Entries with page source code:
==============================

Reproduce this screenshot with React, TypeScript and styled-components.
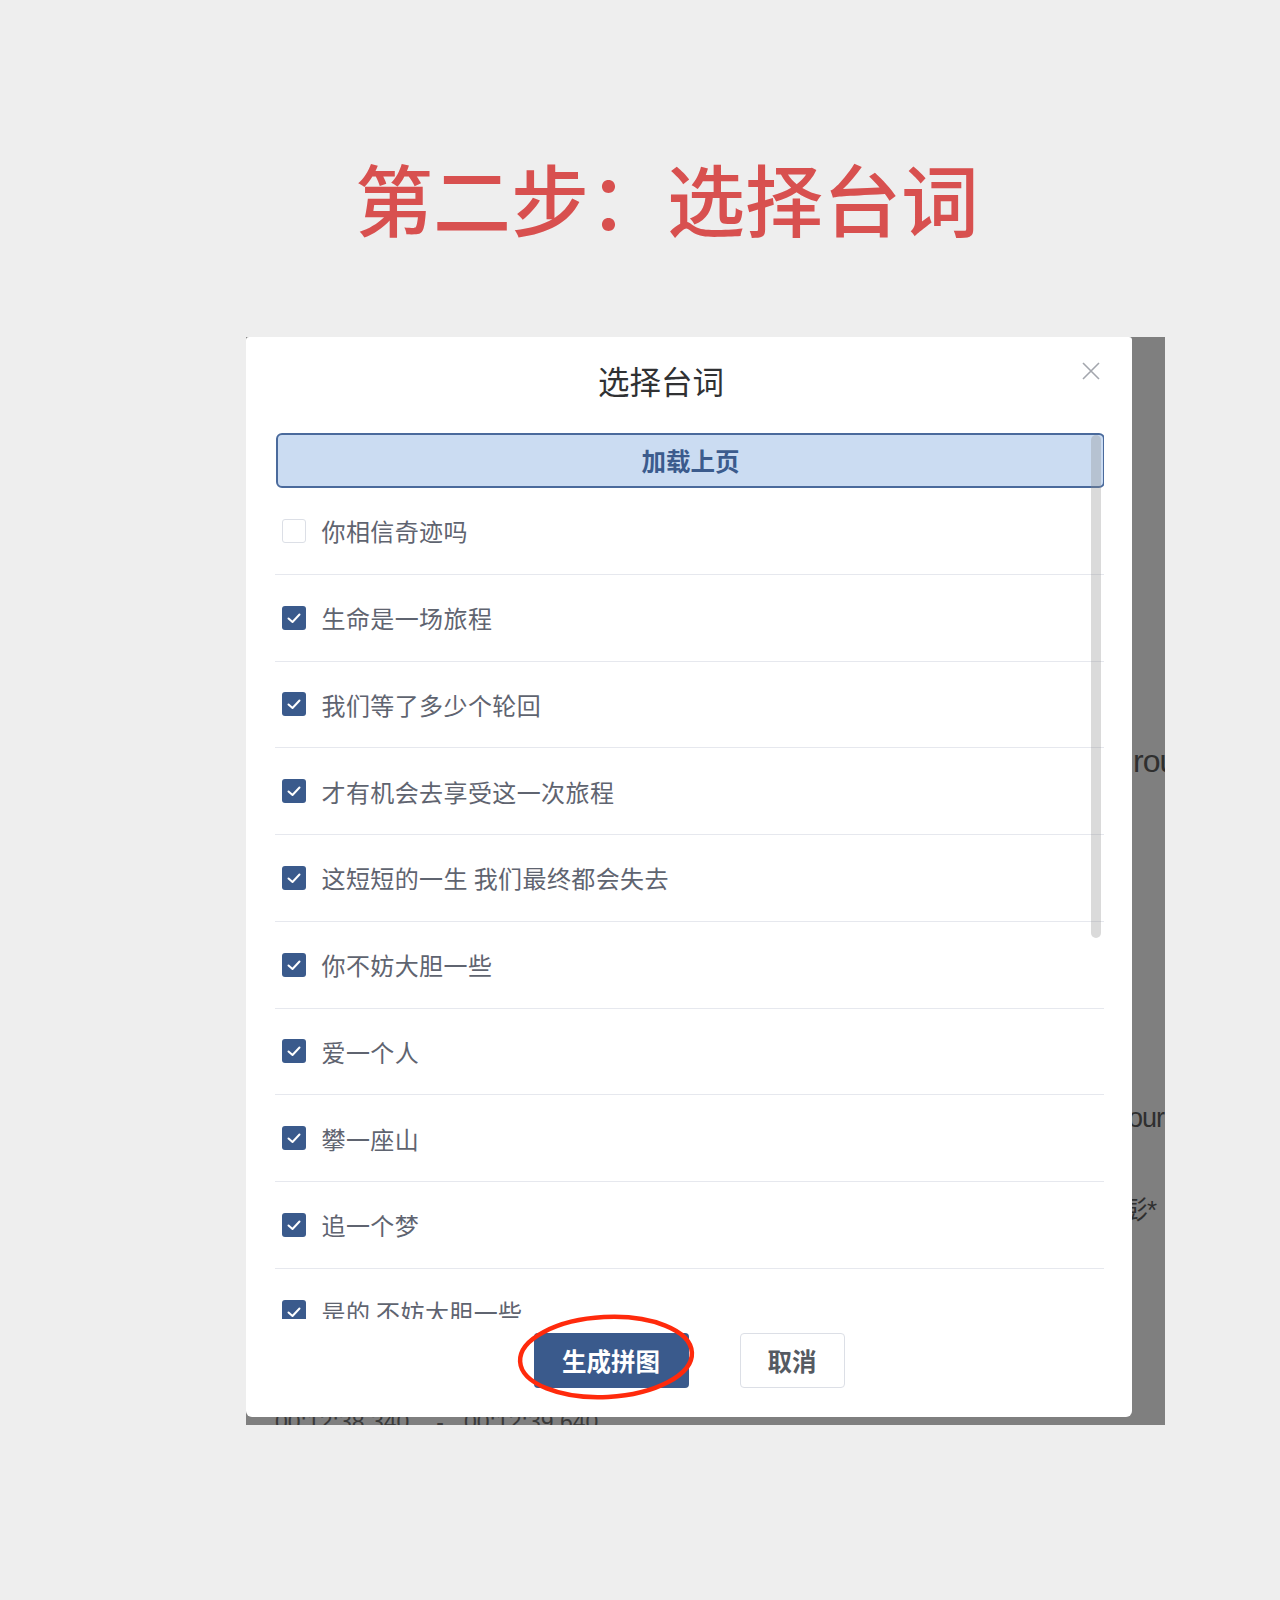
import styled, { createGlobalStyle } from "styled-components";

const CJK = `"Noto Sans CJK SC", "Noto Sans", sans-serif`;

const GlobalStyle = createGlobalStyle`
  html, body {
    margin: 0;
    padding: 0;
    background: #eeeeee;
  }
  body {
    font-family: ${CJK};
  }
`;

const lines = [
  { text: "你相信奇迹吗", checked: false },
  { text: "生命是一场旅程", checked: true },
  { text: "我们等了多少个轮回", checked: true },
  { text: "才有机会去享受这一次旅程", checked: true },
  { text: "这短短的一生 我们最终都会失去", checked: true },
  { text: "你不妨大胆一些", checked: true },
  { text: "爱一个人", checked: true },
  { text: "攀一座山", checked: true },
  { text: "追一个梦", checked: true },
  { text: "是的 不妨大胆一些", checked: true },
];

const Page = styled.div`
  width: 1280px;
  min-height: 1600px;
  padding-top: 158px;
  box-sizing: border-box;
`;

const Heading = styled.h1`
  margin: 0;
  padding-left: 54px;
  text-align: center;
  font-family: ${CJK};
  font-size: 78px;
  line-height: 78px;
  font-weight: 500;
  color: #d8504f;
`;

const Backdrop = styled.div`
  position: relative;
  margin: 101px 0 0 246px;
  width: 919px;
  height: 1088px;
  background: #7f7f7f;
  overflow: hidden;
`;

const BackText = styled.div<{ $top: number; $left: number; $size: number }>`
  position: absolute;
  top: ${(p) => p.$top}px;
  left: ${(p) => p.$left}px;
  font-family: "Liberation Sans", ${CJK};
  font-size: ${(p) => p.$size}px;
  letter-spacing: -1px;
  line-height: 1;
  color: #2f2f2f;
  white-space: nowrap;
`;

const TimeRow = styled.div`
  position: absolute;
  top: 1074px;
  left: 29px;
  display: flex;
  font-family: "Liberation Sans", sans-serif;
  font-size: 23px;
  line-height: 1;
  color: #3a3a3a;
  white-space: nowrap;

  & > span:nth-child(2) {
    margin: 0 20px 0 27px;
  }
`;

const Dialog = styled.div`
  position: relative;
  z-index: 1;
  width: 886px;
  height: 1080px;
  background: #ffffff;
  border-radius: 3px 3px 6px 6px;
  display: flex;
  flex-direction: column;
`;

const DialogHeader = styled.div`
  position: relative;
  height: 96px;
  display: flex;
  align-items: center;
  justify-content: center;
  padding: 0 56px 10px 0;
  box-sizing: border-box;
`;

const DialogTitle = styled.h2`
  margin: 0;
  font-family: ${CJK};
  font-size: 31.5px;
  font-weight: 400;
  color: #303133;
`;

const CloseButton = styled.button`
  position: absolute;
  top: 25px;
  right: 32px;
  width: 18px;
  height: 18px;
  padding: 0;
  border: none;
  background: none;
  display: flex;
`;

const ScrollArea = styled.div`
  position: relative;
  height: 886px;
  margin: 0 28px 0 29px;
  overflow: hidden;
`;

const ScrollThumb = styled.div`
  position: absolute;
  top: 2px;
  right: 3px;
  width: 10px;
  height: 503px;
  border-radius: 5px;
  background: rgba(140, 140, 140, 0.32);
`;

const LoadButton = styled.button`
  display: block;
  width: 829px;
  height: 55px;
  margin-left: 1px;
  box-sizing: border-box;
  border: 2px solid #4a6a9c;
  border-radius: 6px;
  background: #cbdcf2;
  font-family: ${CJK};
  font-size: 24.5px;
  font-weight: 600;
  color: #3b5b8d;
`;

const LineRow = styled.label`
  height: 86.75px;
  box-sizing: border-box;
  border-bottom: 1.5px solid #e6e8ee;
  display: flex;
  align-items: center;
  padding-left: 7px;
  gap: 15.5px;
`;

const CheckBox = styled.span<{ $checked: boolean }>`
  width: 24px;
  height: 24px;
  box-sizing: border-box;
  border-radius: 3px;
  border: ${(p) => (p.$checked ? "none" : "1.5px solid #dcdfe6")};
  background: ${(p) => (p.$checked ? "#3a5a8c" : "#ffffff")};
  display: flex;
  align-items: center;
  justify-content: center;
  flex-shrink: 0;
`;

const LineText = styled.span`
  font-family: ${CJK};
  font-size: 24px;
  letter-spacing: 0.4px;
  color: #5f6470;
`;

const Footer = styled.div`
  position: relative;
  display: flex;
  justify-content: center;
  gap: 51px;
  padding-top: 14px;
`;

const PrimaryButton = styled.button`
  width: 155px;
  height: 55px;
  border: none;
  border-radius: 4px;
  background: #3a5a8c;
  font-family: ${CJK};
  font-size: 24.5px;
  font-weight: 700;
  color: #ffffff;
`;

const CancelButton = styled.button`
  width: 105px;
  height: 55px;
  box-sizing: border-box;
  border: 1.5px solid #dcdfe6;
  border-radius: 4px;
  background: #ffffff;
  font-family: ${CJK};
  font-size: 24.5px;
  font-weight: 700;
  color: #555a62;
`;

const Annotation = styled.svg`
  position: absolute;
  left: 268px;
  top: -8px;
  pointer-events: none;
`;

export default function App() {
  return (
    <Page>
      <GlobalStyle />
      <Heading>第二步：选择台词</Heading>
      <Backdrop>
        <BackText $top={408} $left={887} $size={32}>
          rou
        </BackText>
        <BackText $top={768} $left={882} $size={27}>
          our
        </BackText>
        <BackText $top={860} $left={876} $size={26}>
          彭*
        </BackText>
        <TimeRow>
          <span>00:12:38.340</span>
          <span>-</span>
          <span>00:12:39.640</span>
        </TimeRow>
        <Dialog>
          <DialogHeader>
            <DialogTitle>选择台词</DialogTitle>
            <CloseButton aria-label="close">
              <svg width="18" height="18" viewBox="0 0 18 18">
                <path d="M1 1 L17 17 M17 1 L1 17" stroke="#a3a6ad" strokeWidth="1.6" />
              </svg>
            </CloseButton>
          </DialogHeader>
          <ScrollArea>
            <LoadButton>加载上页</LoadButton>
            {lines.map((line) => (
              <LineRow key={line.text}>
                <CheckBox $checked={line.checked}>
                  {line.checked && (
                    <svg width="24" height="24" viewBox="0 0 24 24">
                      <polyline
                        points="6.5,12.5 10.5,16 17.5,8.5"
                        fill="none"
                        stroke="#ffffff"
                        strokeWidth="2"
                        strokeLinecap="round"
                        strokeLinejoin="round"
                      />
                    </svg>
                  )}
                </CheckBox>
                <LineText>{line.text}</LineText>
              </LineRow>
            ))}
            <ScrollThumb />
          </ScrollArea>
          <Footer>
            <PrimaryButton>生成拼图</PrimaryButton>
            <CancelButton>取消</CancelButton>
            <Annotation width="184" height="92" viewBox="0 0 184 92">
              <ellipse
                cx="92"
                cy="46"
                rx="86"
                ry="40"
                fill="none"
                stroke="#ff2a0c"
                strokeWidth="4.5"
                transform="rotate(-3 92 46)"
              />
            </Annotation>
          </Footer>
        </Dialog>
      </Backdrop>
    </Page>
  );
}
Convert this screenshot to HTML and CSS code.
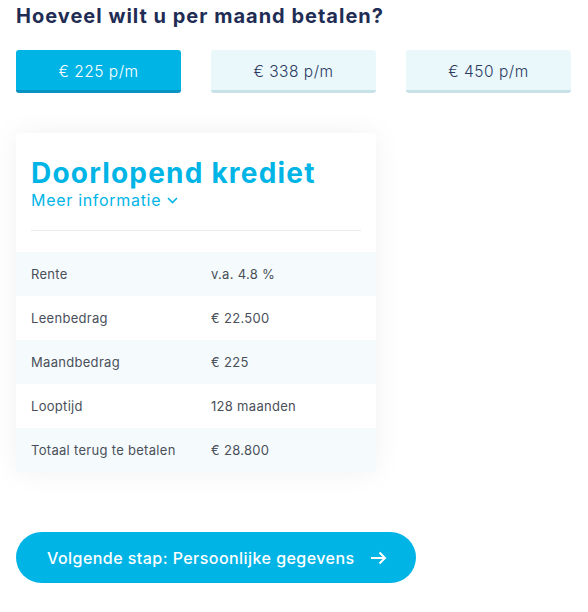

==============================

(Work instructions)
Transcribe the records above exactly, omitting every picture they contain.

(Written reply)
Reproduce this screenshot with React, TypeScript and styled-components.
import styled, { createGlobalStyle } from "styled-components";

const CJK = `"Noto Sans CJK SC", "Noto Sans", sans-serif`;

const GlobalStyle = createGlobalStyle`
  html, body {
    margin: 0;
    padding: 0;
    background: #eeeeee;
  }
  body {
    font-family: ${CJK};
  }
`;

const lines = [
  { text: "你相信奇迹吗", checked: false },
  { text: "生命是一场旅程", checked: true },
  { text: "我们等了多少个轮回", checked: true },
  { text: "才有机会去享受这一次旅程", checked: true },
  { text: "这短短的一生 我们最终都会失去", checked: true },
  { text: "你不妨大胆一些", checked: true },
  { text: "爱一个人", checked: true },
  { text: "攀一座山", checked: true },
  { text: "追一个梦", checked: true },
  { text: "是的 不妨大胆一些", checked: true },
];

const Page = styled.div`
  width: 1280px;
  min-height: 1600px;
  padding-top: 158px;
  box-sizing: border-box;
`;

const Heading = styled.h1`
  margin: 0;
  padding-left: 54px;
  text-align: center;
  font-family: ${CJK};
  font-size: 78px;
  line-height: 78px;
  font-weight: 500;
  color: #d8504f;
`;

const Backdrop = styled.div`
  position: relative;
  margin: 101px 0 0 246px;
  width: 919px;
  height: 1088px;
  background: #7f7f7f;
  overflow: hidden;
`;

const BackText = styled.div<{ $top: number; $left: number; $size: number }>`
  position: absolute;
  top: ${(p) => p.$top}px;
  left: ${(p) => p.$left}px;
  font-family: "Liberation Sans", ${CJK};
  font-size: ${(p) => p.$size}px;
  letter-spacing: -1px;
  line-height: 1;
  color: #2f2f2f;
  white-space: nowrap;
`;

const TimeRow = styled.div`
  position: absolute;
  top: 1074px;
  left: 29px;
  display: flex;
  font-family: "Liberation Sans", sans-serif;
  font-size: 23px;
  line-height: 1;
  color: #3a3a3a;
  white-space: nowrap;

  & > span:nth-child(2) {
    margin: 0 20px 0 27px;
  }
`;

const Dialog = styled.div`
  position: relative;
  z-index: 1;
  width: 886px;
  height: 1080px;
  background: #ffffff;
  border-radius: 3px 3px 6px 6px;
  display: flex;
  flex-direction: column;
`;

const DialogHeader = styled.div`
  position: relative;
  height: 96px;
  display: flex;
  align-items: center;
  justify-content: center;
  padding: 0 56px 10px 0;
  box-sizing: border-box;
`;

const DialogTitle = styled.h2`
  margin: 0;
  font-family: ${CJK};
  font-size: 31.5px;
  font-weight: 400;
  color: #303133;
`;

const CloseButton = styled.button`
  position: absolute;
  top: 25px;
  right: 32px;
  width: 18px;
  height: 18px;
  padding: 0;
  border: none;
  background: none;
  display: flex;
`;

const ScrollArea = styled.div`
  position: relative;
  height: 886px;
  margin: 0 28px 0 29px;
  overflow: hidden;
`;

const ScrollThumb = styled.div`
  position: absolute;
  top: 2px;
  right: 3px;
  width: 10px;
  height: 503px;
  border-radius: 5px;
  background: rgba(140, 140, 140, 0.32);
`;

const LoadButton = styled.button`
  display: block;
  width: 829px;
  height: 55px;
  margin-left: 1px;
  box-sizing: border-box;
  border: 2px solid #4a6a9c;
  border-radius: 6px;
  background: #cbdcf2;
  font-family: ${CJK};
  font-size: 24.5px;
  font-weight: 600;
  color: #3b5b8d;
`;

const LineRow = styled.label`
  height: 86.75px;
  box-sizing: border-box;
  border-bottom: 1.5px solid #e6e8ee;
  display: flex;
  align-items: center;
  padding-left: 7px;
  gap: 15.5px;
`;

const CheckBox = styled.span<{ $checked: boolean }>`
  width: 24px;
  height: 24px;
  box-sizing: border-box;
  border-radius: 3px;
  border: ${(p) => (p.$checked ? "none" : "1.5px solid #dcdfe6")};
  background: ${(p) => (p.$checked ? "#3a5a8c" : "#ffffff")};
  display: flex;
  align-items: center;
  justify-content: center;
  flex-shrink: 0;
`;

const LineText = styled.span`
  font-family: ${CJK};
  font-size: 24px;
  letter-spacing: 0.4px;
  color: #5f6470;
`;

const Footer = styled.div`
  position: relative;
  display: flex;
  justify-content: center;
  gap: 51px;
  padding-top: 14px;
`;

const PrimaryButton = styled.button`
  width: 155px;
  height: 55px;
  border: none;
  border-radius: 4px;
  background: #3a5a8c;
  font-family: ${CJK};
  font-size: 24.5px;
  font-weight: 700;
  color: #ffffff;
`;

const CancelButton = styled.button`
  width: 105px;
  height: 55px;
  box-sizing: border-box;
  border: 1.5px solid #dcdfe6;
  border-radius: 4px;
  background: #ffffff;
  font-family: ${CJK};
  font-size: 24.5px;
  font-weight: 700;
  color: #555a62;
`;

const Annotation = styled.svg`
  position: absolute;
  left: 268px;
  top: -8px;
  pointer-events: none;
`;

export default function App() {
  return (
    <Page>
      <GlobalStyle />
      <Heading>第二步：选择台词</Heading>
      <Backdrop>
        <BackText $top={408} $left={887} $size={32}>
          rou
        </BackText>
        <BackText $top={768} $left={882} $size={27}>
          our
        </BackText>
        <BackText $top={860} $left={876} $size={26}>
          彭*
        </BackText>
        <TimeRow>
          <span>00:12:38.340</span>
          <span>-</span>
          <span>00:12:39.640</span>
        </TimeRow>
        <Dialog>
          <DialogHeader>
            <DialogTitle>选择台词</DialogTitle>
            <CloseButton aria-label="close">
              <svg width="18" height="18" viewBox="0 0 18 18">
                <path d="M1 1 L17 17 M17 1 L1 17" stroke="#a3a6ad" strokeWidth="1.6" />
              </svg>
            </CloseButton>
          </DialogHeader>
          <ScrollArea>
            <LoadButton>加载上页</LoadButton>
            {lines.map((line) => (
              <LineRow key={line.text}>
                <CheckBox $checked={line.checked}>
                  {line.checked && (
                    <svg width="24" height="24" viewBox="0 0 24 24">
                      <polyline
                        points="6.5,12.5 10.5,16 17.5,8.5"
                        fill="none"
                        stroke="#ffffff"
                        strokeWidth="2"
                        strokeLinecap="round"
                        strokeLinejoin="round"
                      />
                    </svg>
                  )}
                </CheckBox>
                <LineText>{line.text}</LineText>
              </LineRow>
            ))}
            <ScrollThumb />
          </ScrollArea>
          <Footer>
            <PrimaryButton>生成拼图</PrimaryButton>
            <CancelButton>取消</CancelButton>
            <Annotation width="184" height="92" viewBox="0 0 184 92">
              <ellipse
                cx="92"
                cy="46"
                rx="86"
                ry="40"
                fill="none"
                stroke="#ff2a0c"
                strokeWidth="4.5"
                transform="rotate(-3 92 46)"
              />
            </Annotation>
          </Footer>
        </Dialog>
      </Backdrop>
    </Page>
  );
}
Convert this screenshot to HTML and CSS code.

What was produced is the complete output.